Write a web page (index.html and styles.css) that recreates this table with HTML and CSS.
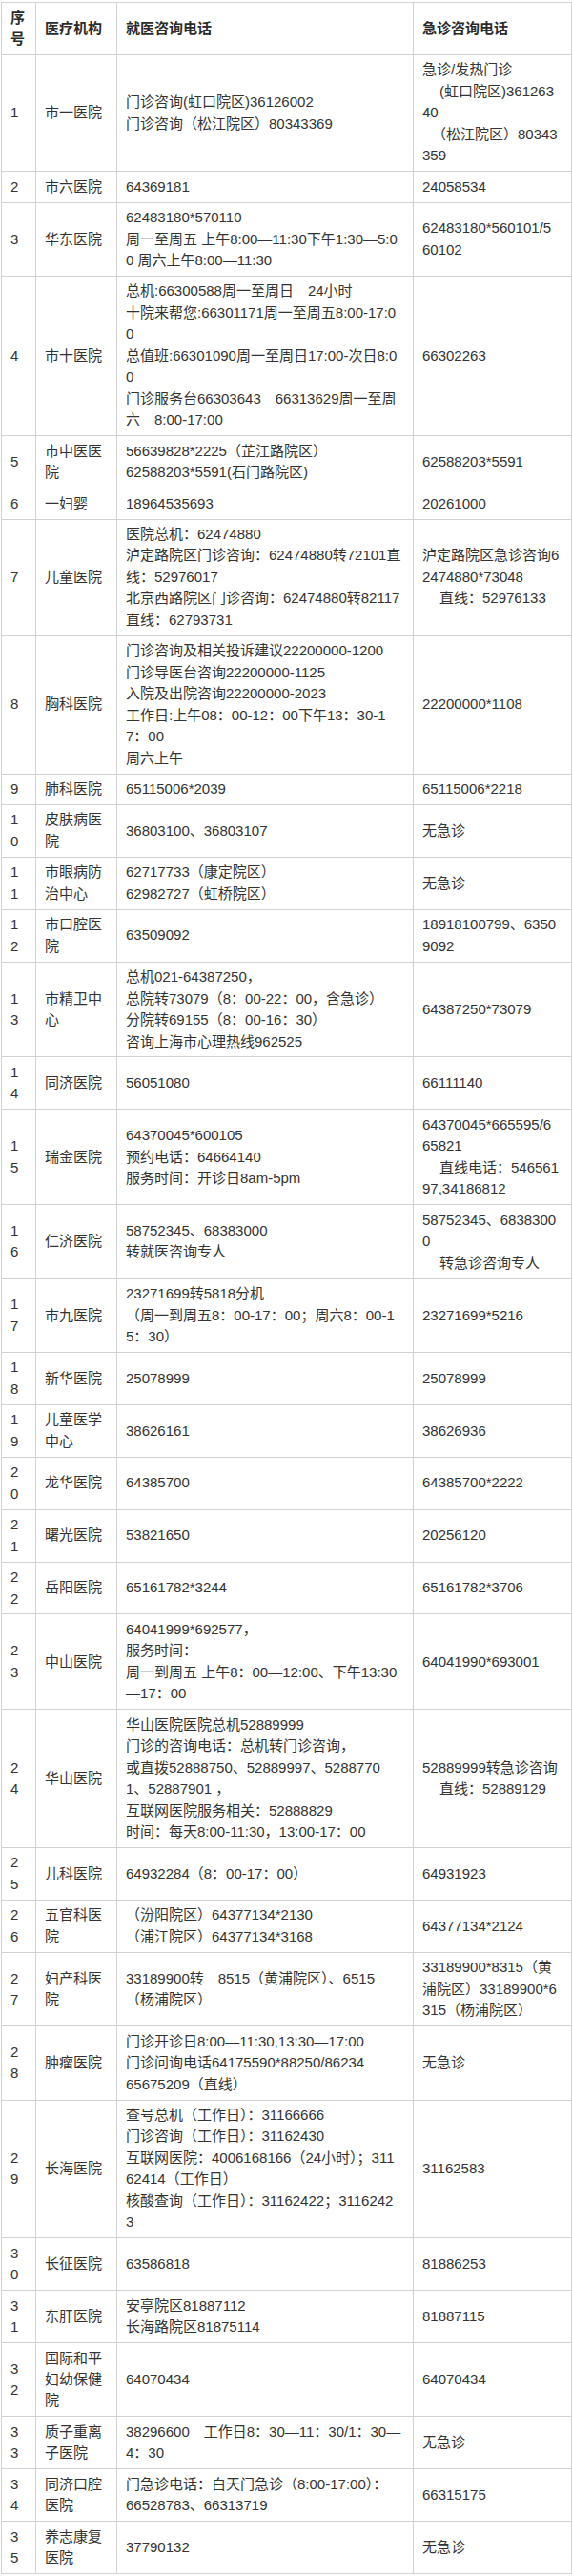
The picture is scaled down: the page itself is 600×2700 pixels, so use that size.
FILE: index.html
```html
<!DOCTYPE html>
<html lang="zh-CN">
<head>
<meta charset="utf-8">
<title>上海市医疗机构就医咨询电话</title>
<link rel="stylesheet" href="styles.css">
</head>
<body>
<div class="page">
<table class="tel">
<colgroup>
<col class="c-no"><col class="c-name"><col class="c-main"><col class="c-emg">
</colgroup>
<thead>
<tr><th>序<br>号</th><th>医疗机构</th><th>就医咨询电话</th><th>急诊咨询电话</th></tr>
</thead>
<tbody>
<tr><td>1</td><td>市一医院</td><td>门诊咨询(虹口院区)36126002<br>门诊咨询（松江院区）80343369</td><td>急诊/发热门诊<br><span class="ind">(虹口院区)361263</span><br>40<br><span class="ind2">（松江院区）80343</span><br>359</td></tr>
<tr><td>2</td><td>市六医院</td><td>64369181</td><td>24058534</td></tr>
<tr><td>3</td><td>华东医院</td><td>62483180*570110<br>周一至周五 上午8:00—11:30下午1:30—5:0<br>0 周六上午8:00—11:30</td><td>62483180*560101/5<br>60102</td></tr>
<tr><td>4</td><td>市十医院</td><td>总机:66300588周一至周日　24小时<br>十院来帮您:66301171周一至周五8:00-17:0<br>0<br>总值班:66301090周一至周日17:00-次日8:0<br>0<br>门诊服务台66303643　66313629周一至周<br>六　8:00-17:00</td><td>66302263</td></tr>
<tr><td>5</td><td>市中医医<br>院</td><td>56639828*2225（芷江路院区）<br>62588203*5591(石门路院区)</td><td>62588203*5591</td></tr>
<tr><td>6</td><td>一妇婴</td><td>18964535693</td><td>20261000</td></tr>
<tr><td>7</td><td>儿童医院</td><td>医院总机：62474880<br>泸定路院区门诊咨询：62474880转72101直<br>线：52976017<br>北京西路院区门诊咨询：62474880转82117<br>直线：62793731</td><td>泸定路院区急诊咨询6<br>2474880*73048<br><span class="ind">直线：52976133</span></td></tr>
<tr><td>8</td><td>胸科医院</td><td>门诊咨询及相关投诉建议22200000-1200<br>门诊导医台咨询22200000-1125<br>入院及出院咨询22200000-2023<br>工作日:上午08：00-12：00下午13：30-1<br>7：00<br>周六上午</td><td>22200000*1108</td></tr>
<tr><td>9</td><td>肺科医院</td><td>65115006*2039</td><td>65115006*2218</td></tr>
<tr><td>1<br>0</td><td>皮肤病医<br>院</td><td>36803100、36803107</td><td>无急诊</td></tr>
<tr><td>1<br>1</td><td>市眼病防<br>治中心</td><td>62717733（康定院区）<br>62982727（虹桥院区）</td><td>无急诊</td></tr>
<tr><td>1<br>2</td><td>市口腔医<br>院</td><td>63509092</td><td>18918100799、6350<br>9092</td></tr>
<tr><td>1<br>3</td><td>市精卫中<br>心</td><td>总机021-64387250，<br>总院转73079（8：00-22：00，含急诊）<br>分院转69155（8：00-16：30）<br>咨询上海市心理热线962525</td><td>64387250*73079</td></tr>
<tr><td>1<br>4</td><td>同济医院</td><td>56051080</td><td>66111140</td></tr>
<tr><td>1<br>5</td><td>瑞金医院</td><td>64370045*600105<br>预约电话：64664140<br>服务时间：开诊日8am-5pm</td><td>64370045*665595/6<br>65821<br><span class="ind">直线电话：546561</span><br>97,34186812</td></tr>
<tr><td>1<br>6</td><td>仁济医院</td><td>58752345、68383000<br>转就医咨询专人</td><td>58752345、6838300<br>0<br><span class="ind">转急诊咨询专人</span></td></tr>
<tr><td>1<br>7</td><td>市九医院</td><td>23271699转5818分机<br>（周一到周五8：00-17：00；周六8：00-1<br>5：30）</td><td>23271699*5216</td></tr>
<tr><td>1<br>8</td><td>新华医院</td><td>25078999</td><td>25078999</td></tr>
<tr><td>1<br>9</td><td>儿童医学<br>中心</td><td>38626161</td><td>38626936</td></tr>
<tr><td>2<br>0</td><td>龙华医院</td><td>64385700</td><td>64385700*2222</td></tr>
<tr><td>2<br>1</td><td>曙光医院</td><td>53821650</td><td>20256120</td></tr>
<tr><td>2<br>2</td><td>岳阳医院</td><td>65161782*3244</td><td>65161782*3706</td></tr>
<tr><td>2<br>3</td><td>中山医院</td><td>64041999*692577，<br>服务时间：<br>周一到周五 上午8：00—12:00、下午13:30<br>—17：00</td><td>64041990*693001</td></tr>
<tr><td>2<br>4</td><td>华山医院</td><td>华山医院医院总机52889999<br>门诊的咨询电话：总机转门诊咨询，<br>或直拨52888750、52889997、5288770<br>1、52887901 ，<br>互联网医院服务相关：52888829<br>时间：每天8:00-11:30，13:00-17：00</td><td>52889999转急诊咨询<br><span class="ind">直线：52889129</span></td></tr>
<tr><td>2<br>5</td><td>儿科医院</td><td>64932284（8：00-17：00）</td><td>64931923</td></tr>
<tr><td>2<br>6</td><td>五官科医<br>院</td><td>（汾阳院区）64377134*2130<br>（浦江院区）64377134*3168</td><td>64377134*2124</td></tr>
<tr><td>2<br>7</td><td>妇产科医<br>院</td><td>33189900转　8515（黄浦院区）、6515<br>（杨浦院区）</td><td>33189900*8315（黄<br>浦院区）33189900*6<br>315（杨浦院区）</td></tr>
<tr><td>2<br>8</td><td>肿瘤医院</td><td>门诊开诊日8:00—11:30,13:30—17:00<br>门诊问询电话64175590*88250/86234<br>65675209（直线）</td><td>无急诊</td></tr>
<tr><td>2<br>9</td><td>长海医院</td><td>查号总机（工作日）：31166666<br>门诊咨询（工作日）：31162430<br>互联网医院：4006168166（24小时）；311<br>62414（工作日）<br>核酸查询（工作日）：31162422；3116242<br>3</td><td>31162583</td></tr>
<tr><td>3<br>0</td><td>长征医院</td><td>63586818</td><td>81886253</td></tr>
<tr><td>3<br>1</td><td>东肝医院</td><td>安亭院区81887112<br>长海路院区81875114</td><td>81887115</td></tr>
<tr><td>3<br>2</td><td>国际和平<br>妇幼保健<br>院</td><td>64070434</td><td>64070434</td></tr>
<tr><td>3<br>3</td><td>质子重离<br>子医院</td><td>38296600　工作日8：30—11：30/1：30—<br>4：30</td><td>无急诊</td></tr>
<tr><td>3<br>4</td><td>同济口腔<br>医院</td><td>门急诊电话：白天门急诊（8:00-17:00）：<br>66528783、66313719</td><td>66315175</td></tr>
<tr><td>3<br>5</td><td>养志康复<br>医院</td><td>37790132</td><td>无急诊</td></tr>
</tbody>
</table>
</div>
</body>
</html>
```

FILE: styles.css
```css
html, body {
  margin: 0;
  padding: 0;
  background: #ffffff;
}

body {
  font-family: "Liberation Sans", "Noto Sans CJK SC", sans-serif;
  font-size: 15px;
  color: #333333;
}

.page {
  padding: 2px 1px 0 1px;
}

.tel {
  border-collapse: collapse;
  table-layout: fixed;
  width: 598px;
}

.c-no { width: 36px; }
.c-name { width: 85px; }
.c-main { width: 311px; }
.c-emg { width: 166px; }

.tel th,
.tel td {
  border: 1px solid #d2d2d2;
  padding: 4.5px 9px;
  line-height: 22.45px;
  white-space: nowrap;
  vertical-align: middle;
  text-align: left;
  overflow: hidden;
}

.tel th {
  font-weight: bold;
  color: #2b2b2b;
}

.ind {
  padding-left: 18px;
}

.ind2 {
  padding-left: 10px;
}
```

____

Written instruction: Quote all the lines above exactly as given. Do not include the pictures.

Final answer:
Write a web page (index.html and styles.css) that recreates this table with HTML and CSS.
The picture is scaled down: the page itself is 600×2700 pixels, so use that size.
FILE: index.html
```html
<!DOCTYPE html>
<html lang="zh-CN">
<head>
<meta charset="utf-8">
<title>上海市医疗机构就医咨询电话</title>
<link rel="stylesheet" href="styles.css">
</head>
<body>
<div class="page">
<table class="tel">
<colgroup>
<col class="c-no"><col class="c-name"><col class="c-main"><col class="c-emg">
</colgroup>
<thead>
<tr><th>序<br>号</th><th>医疗机构</th><th>就医咨询电话</th><th>急诊咨询电话</th></tr>
</thead>
<tbody>
<tr><td>1</td><td>市一医院</td><td>门诊咨询(虹口院区)36126002<br>门诊咨询（松江院区）80343369</td><td>急诊/发热门诊<br><span class="ind">(虹口院区)361263</span><br>40<br><span class="ind2">（松江院区）80343</span><br>359</td></tr>
<tr><td>2</td><td>市六医院</td><td>64369181</td><td>24058534</td></tr>
<tr><td>3</td><td>华东医院</td><td>62483180*570110<br>周一至周五 上午8:00—11:30下午1:30—5:0<br>0 周六上午8:00—11:30</td><td>62483180*560101/5<br>60102</td></tr>
<tr><td>4</td><td>市十医院</td><td>总机:66300588周一至周日　24小时<br>十院来帮您:66301171周一至周五8:00-17:0<br>0<br>总值班:66301090周一至周日17:00-次日8:0<br>0<br>门诊服务台66303643　66313629周一至周<br>六　8:00-17:00</td><td>66302263</td></tr>
<tr><td>5</td><td>市中医医<br>院</td><td>56639828*2225（芷江路院区）<br>62588203*5591(石门路院区)</td><td>62588203*5591</td></tr>
<tr><td>6</td><td>一妇婴</td><td>18964535693</td><td>20261000</td></tr>
<tr><td>7</td><td>儿童医院</td><td>医院总机：62474880<br>泸定路院区门诊咨询：62474880转72101直<br>线：52976017<br>北京西路院区门诊咨询：62474880转82117<br>直线：62793731</td><td>泸定路院区急诊咨询6<br>2474880*73048<br><span class="ind">直线：52976133</span></td></tr>
<tr><td>8</td><td>胸科医院</td><td>门诊咨询及相关投诉建议22200000-1200<br>门诊导医台咨询22200000-1125<br>入院及出院咨询22200000-2023<br>工作日:上午08：00-12：00下午13：30-1<br>7：00<br>周六上午</td><td>22200000*1108</td></tr>
<tr><td>9</td><td>肺科医院</td><td>65115006*2039</td><td>65115006*2218</td></tr>
<tr><td>1<br>0</td><td>皮肤病医<br>院</td><td>36803100、36803107</td><td>无急诊</td></tr>
<tr><td>1<br>1</td><td>市眼病防<br>治中心</td><td>62717733（康定院区）<br>62982727（虹桥院区）</td><td>无急诊</td></tr>
<tr><td>1<br>2</td><td>市口腔医<br>院</td><td>63509092</td><td>18918100799、6350<br>9092</td></tr>
<tr><td>1<br>3</td><td>市精卫中<br>心</td><td>总机021-64387250，<br>总院转73079（8：00-22：00，含急诊）<br>分院转69155（8：00-16：30）<br>咨询上海市心理热线962525</td><td>64387250*73079</td></tr>
<tr><td>1<br>4</td><td>同济医院</td><td>56051080</td><td>66111140</td></tr>
<tr><td>1<br>5</td><td>瑞金医院</td><td>64370045*600105<br>预约电话：64664140<br>服务时间：开诊日8am-5pm</td><td>64370045*665595/6<br>65821<br><span class="ind">直线电话：546561</span><br>97,34186812</td></tr>
<tr><td>1<br>6</td><td>仁济医院</td><td>58752345、68383000<br>转就医咨询专人</td><td>58752345、6838300<br>0<br><span class="ind">转急诊咨询专人</span></td></tr>
<tr><td>1<br>7</td><td>市九医院</td><td>23271699转5818分机<br>（周一到周五8：00-17：00；周六8：00-1<br>5：30）</td><td>23271699*5216</td></tr>
<tr><td>1<br>8</td><td>新华医院</td><td>25078999</td><td>25078999</td></tr>
<tr><td>1<br>9</td><td>儿童医学<br>中心</td><td>38626161</td><td>38626936</td></tr>
<tr><td>2<br>0</td><td>龙华医院</td><td>64385700</td><td>64385700*2222</td></tr>
<tr><td>2<br>1</td><td>曙光医院</td><td>53821650</td><td>20256120</td></tr>
<tr><td>2<br>2</td><td>岳阳医院</td><td>65161782*3244</td><td>65161782*3706</td></tr>
<tr><td>2<br>3</td><td>中山医院</td><td>64041999*692577，<br>服务时间：<br>周一到周五 上午8：00—12:00、下午13:30<br>—17：00</td><td>64041990*693001</td></tr>
<tr><td>2<br>4</td><td>华山医院</td><td>华山医院医院总机52889999<br>门诊的咨询电话：总机转门诊咨询，<br>或直拨52888750、52889997、5288770<br>1、52887901 ，<br>互联网医院服务相关：52888829<br>时间：每天8:00-11:30，13:00-17：00</td><td>52889999转急诊咨询<br><span class="ind">直线：52889129</span></td></tr>
<tr><td>2<br>5</td><td>儿科医院</td><td>64932284（8：00-17：00）</td><td>64931923</td></tr>
<tr><td>2<br>6</td><td>五官科医<br>院</td><td>（汾阳院区）64377134*2130<br>（浦江院区）64377134*3168</td><td>64377134*2124</td></tr>
<tr><td>2<br>7</td><td>妇产科医<br>院</td><td>33189900转　8515（黄浦院区）、6515<br>（杨浦院区）</td><td>33189900*8315（黄<br>浦院区）33189900*6<br>315（杨浦院区）</td></tr>
<tr><td>2<br>8</td><td>肿瘤医院</td><td>门诊开诊日8:00—11:30,13:30—17:00<br>门诊问询电话64175590*88250/86234<br>65675209（直线）</td><td>无急诊</td></tr>
<tr><td>2<br>9</td><td>长海医院</td><td>查号总机（工作日）：31166666<br>门诊咨询（工作日）：31162430<br>互联网医院：4006168166（24小时）；311<br>62414（工作日）<br>核酸查询（工作日）：31162422；3116242<br>3</td><td>31162583</td></tr>
<tr><td>3<br>0</td><td>长征医院</td><td>63586818</td><td>81886253</td></tr>
<tr><td>3<br>1</td><td>东肝医院</td><td>安亭院区81887112<br>长海路院区81875114</td><td>81887115</td></tr>
<tr><td>3<br>2</td><td>国际和平<br>妇幼保健<br>院</td><td>64070434</td><td>64070434</td></tr>
<tr><td>3<br>3</td><td>质子重离<br>子医院</td><td>38296600　工作日8：30—11：30/1：30—<br>4：30</td><td>无急诊</td></tr>
<tr><td>3<br>4</td><td>同济口腔<br>医院</td><td>门急诊电话：白天门急诊（8:00-17:00）：<br>66528783、66313719</td><td>66315175</td></tr>
<tr><td>3<br>5</td><td>养志康复<br>医院</td><td>37790132</td><td>无急诊</td></tr>
</tbody>
</table>
</div>
</body>
</html>
```

FILE: styles.css
```css
html, body {
  margin: 0;
  padding: 0;
  background: #ffffff;
}

body {
  font-family: "Liberation Sans", "Noto Sans CJK SC", sans-serif;
  font-size: 15px;
  color: #333333;
}

.page {
  padding: 2px 1px 0 1px;
}

.tel {
  border-collapse: collapse;
  table-layout: fixed;
  width: 598px;
}

.c-no { width: 36px; }
.c-name { width: 85px; }
.c-main { width: 311px; }
.c-emg { width: 166px; }

.tel th,
.tel td {
  border: 1px solid #d2d2d2;
  padding: 4.5px 9px;
  line-height: 22.45px;
  white-space: nowrap;
  vertical-align: middle;
  text-align: left;
  overflow: hidden;
}

.tel th {
  font-weight: bold;
  color: #2b2b2b;
}

.ind {
  padding-left: 18px;
}

.ind2 {
  padding-left: 10px;
}
```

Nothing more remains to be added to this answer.